Data (14-day period):
Daytime temperature (°C) | 28 | 26 | 30 | 31 | 34 | 32 | 27 | 25 | 26 | 28 | 29 | 30 | 33 | 27 |
Cold drinks sold | 25 | 22 | 26 | 28 | 29 | 27 | 24 | 23 | 24 | 27 | 26 | 29 | 31 | 23 |
Questions:
3.The table shows the history and music exam results of 15 students. The results for both subjects are given as percentages.
History result | 12 | 15 | 22 | 25 | 32 | 36 | 45 | 52 | 58 | 68 | 75 | 77 | 80 | 82 | 85 |
---|---|---|---|---|---|---|---|---|---|---|---|---|---|---|---|
Music result | 25 | 64 | 18 | 42 | 65 | 23 | 48 | 24 | 60 | 45 | 68 | 55 | 42 | 32 | 76 |
a)Without looking at the percentages or drawing a graph, do you think there will be positive, negative, or no correlation between the history and music exam results of the students? Explain your answer.
b)Draw a scatter graph to show the data. Mark a scale from 0 to 100 on each axis. Show ‘History result’ on the horizontal axis and ‘Music result’ on the vertical axis.
c)What type of correlation does the scatter graph show? Explain your answer.
d)Was your conjecture in part a correct? Explain your answer.
a) Likely there is a positive correlation, since students who do well in history may also do well in music.
b) Scatter graph required (plot history results against music results).
c) The scatter graph shows a weak positive correlation – as history marks increase, music marks tend to increase, though not perfectly.
d) Yes, the conjecture in part a is broadly correct. The graph confirms a positive correlation, though it is not a strong one.
4.The scatter graph shows the distance travelled and the time taken by a taxi driver for the 12 journeys he made on one day.
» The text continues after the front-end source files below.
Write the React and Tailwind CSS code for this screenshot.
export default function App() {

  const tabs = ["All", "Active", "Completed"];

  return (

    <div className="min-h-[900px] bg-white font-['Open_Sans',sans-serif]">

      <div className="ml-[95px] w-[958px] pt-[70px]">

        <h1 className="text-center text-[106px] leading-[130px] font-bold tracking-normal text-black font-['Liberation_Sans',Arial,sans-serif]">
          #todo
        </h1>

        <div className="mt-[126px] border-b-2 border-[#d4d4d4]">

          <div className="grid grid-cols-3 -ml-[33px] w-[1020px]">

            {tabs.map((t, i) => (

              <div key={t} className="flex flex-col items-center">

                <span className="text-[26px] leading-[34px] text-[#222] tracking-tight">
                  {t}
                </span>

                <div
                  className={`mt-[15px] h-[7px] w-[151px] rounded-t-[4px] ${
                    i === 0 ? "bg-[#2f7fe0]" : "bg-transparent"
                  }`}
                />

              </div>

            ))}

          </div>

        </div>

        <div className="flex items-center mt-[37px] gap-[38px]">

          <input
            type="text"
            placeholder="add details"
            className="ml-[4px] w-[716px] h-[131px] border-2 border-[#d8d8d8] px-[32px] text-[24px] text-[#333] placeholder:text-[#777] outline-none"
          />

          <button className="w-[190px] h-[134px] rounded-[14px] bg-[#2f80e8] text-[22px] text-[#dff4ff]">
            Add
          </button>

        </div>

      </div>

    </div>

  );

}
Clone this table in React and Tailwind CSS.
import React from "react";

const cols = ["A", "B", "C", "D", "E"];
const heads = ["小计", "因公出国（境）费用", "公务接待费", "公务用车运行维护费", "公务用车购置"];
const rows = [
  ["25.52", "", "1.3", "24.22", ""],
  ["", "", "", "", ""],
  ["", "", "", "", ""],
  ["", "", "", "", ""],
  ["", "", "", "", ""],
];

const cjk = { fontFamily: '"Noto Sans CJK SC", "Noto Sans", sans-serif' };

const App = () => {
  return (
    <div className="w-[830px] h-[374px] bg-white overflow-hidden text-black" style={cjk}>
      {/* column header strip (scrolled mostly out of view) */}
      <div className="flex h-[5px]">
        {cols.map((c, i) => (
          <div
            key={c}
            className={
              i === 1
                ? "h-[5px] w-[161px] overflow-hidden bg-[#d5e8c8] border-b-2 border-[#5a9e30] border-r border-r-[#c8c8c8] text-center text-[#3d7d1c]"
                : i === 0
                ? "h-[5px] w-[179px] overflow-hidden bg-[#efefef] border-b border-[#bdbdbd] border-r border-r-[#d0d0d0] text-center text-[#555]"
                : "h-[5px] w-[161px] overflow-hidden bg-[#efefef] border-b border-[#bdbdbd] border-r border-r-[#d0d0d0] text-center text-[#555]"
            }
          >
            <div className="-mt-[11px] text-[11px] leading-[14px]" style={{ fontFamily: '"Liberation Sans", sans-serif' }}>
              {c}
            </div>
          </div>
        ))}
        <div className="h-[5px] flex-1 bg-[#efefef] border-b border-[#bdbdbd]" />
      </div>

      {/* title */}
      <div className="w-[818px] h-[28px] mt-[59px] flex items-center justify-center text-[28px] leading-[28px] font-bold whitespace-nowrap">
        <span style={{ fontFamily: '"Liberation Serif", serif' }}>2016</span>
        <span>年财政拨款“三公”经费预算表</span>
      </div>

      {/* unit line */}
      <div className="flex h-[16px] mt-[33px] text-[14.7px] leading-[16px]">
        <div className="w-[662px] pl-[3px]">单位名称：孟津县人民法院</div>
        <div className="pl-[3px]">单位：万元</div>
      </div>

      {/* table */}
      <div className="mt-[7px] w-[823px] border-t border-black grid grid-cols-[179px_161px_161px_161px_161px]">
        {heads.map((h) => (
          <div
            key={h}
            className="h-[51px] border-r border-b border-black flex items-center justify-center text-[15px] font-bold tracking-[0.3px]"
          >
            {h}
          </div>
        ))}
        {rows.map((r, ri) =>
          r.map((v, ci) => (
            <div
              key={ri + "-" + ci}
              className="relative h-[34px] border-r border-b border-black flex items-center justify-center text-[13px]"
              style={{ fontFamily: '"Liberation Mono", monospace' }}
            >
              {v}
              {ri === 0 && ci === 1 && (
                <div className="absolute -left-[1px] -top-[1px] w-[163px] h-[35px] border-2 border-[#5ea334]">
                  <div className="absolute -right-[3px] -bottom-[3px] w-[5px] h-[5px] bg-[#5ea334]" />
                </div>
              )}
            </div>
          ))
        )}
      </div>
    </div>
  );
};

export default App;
a)What type and strength of correlation does the scatter graph show? Explain your answer.
b)One of the journeys doesn’t seem to fit the correlation. Which journey is this?
Explain why you think this journey might be different from the other journeys.
a) The scatter graph shows a strong positive correlation – as the distance travelled increases, the time taken also increases in a consistent pattern.
b) The journey at about $20$ km and $12$ minutes does not fit the pattern. It might be different because the driver could have taken a faster route (e.g., motorway), encountered less traffic, or recorded the time incorrectly.
Task:Critique two lines of best fit, describe how to draw a good one, and discuss using it for predictions.
Scenario:A scatter graph shows body length (cm) vs wingspan (cm) for 10 birds. Marcus has drawn a red line of best fit. Arun has drawn a black line of best fit.
Questions:
a) Critique
b) How to draw a good line of best fit (by eye)
d) Using the line beyond the data?
6.The table shows the number of fish recorded at 10 different points in the Red Sea. It also shows the temperature of the sea at each point.
Sea temperature (°C) | 25 | 26 | 21 | 20 | 22 | 24 | 28 | 23 | 21 | 19 |
---|---|---|---|---|---|---|---|---|---|---|
Number of fish | 102 | 75 | 122 | 129 | 120 | 92 | 75 | 95 | 138 | 146 |
a) Draw a scatter graph to show this data.
b)Describe the type and strength of the correlation between the number of fish and the temperature of the sea.
c)Draw a line of best fit on your scatter graph. Use your line of best fit to estimate the number of fish at a point where the temperature is 27°C.
d)Do you think it is a good idea to use your line of best fit to predict the number of fish in the Red Sea when the temperature of the sea is 30°C, 35°C or even higher? Explain your answer.
e)Scientists estimate that the sea temperature in the world is increasing every year. Use your graph to predict what will happen to the fish population in the sea as temperatures increase.
a) Scatter graph required (temperature on the x-axis, number of fish on the y-axis).
b) The correlation is negative and fairly strong: as the temperature increases, the number of fish decreases.
c) Using a line of best fit, at $27^\circ$C the number of fish is about $85$.
d) No. Extrapolating beyond the observed data (above $28^\circ$C) is unreliable, since the relationship may not continue the same way.
e) As sea temperatures rise, the fish population is predicted to fall, leading to fewer fish in the Red Sea.
7.Twenty learners in a school completed the same maths test. The length of their right foot was also measured. This scatter graph shows the results:
Sofia says: “The scatter graph shows a positive correlation. This means that the longer your foot, the better you are at maths.”
Zara says: “That can’t be true! Being good at maths is not related to your foot length.”
a) Explain why Zara is correct.
b) Discuss your answer to part a with other learners in your class.
a)Zara is correct because correlation does not mean causation. The scatter graph shows a positive correlation, but this is likely due to age: older students have longer feet and also tend to do better at maths. Foot length itself does not cause better maths results.
b)(Discussion) Learners should note that other factors, such as age or experience, explain the pattern. It is important to understand that two variables being correlated does not mean one causes the other.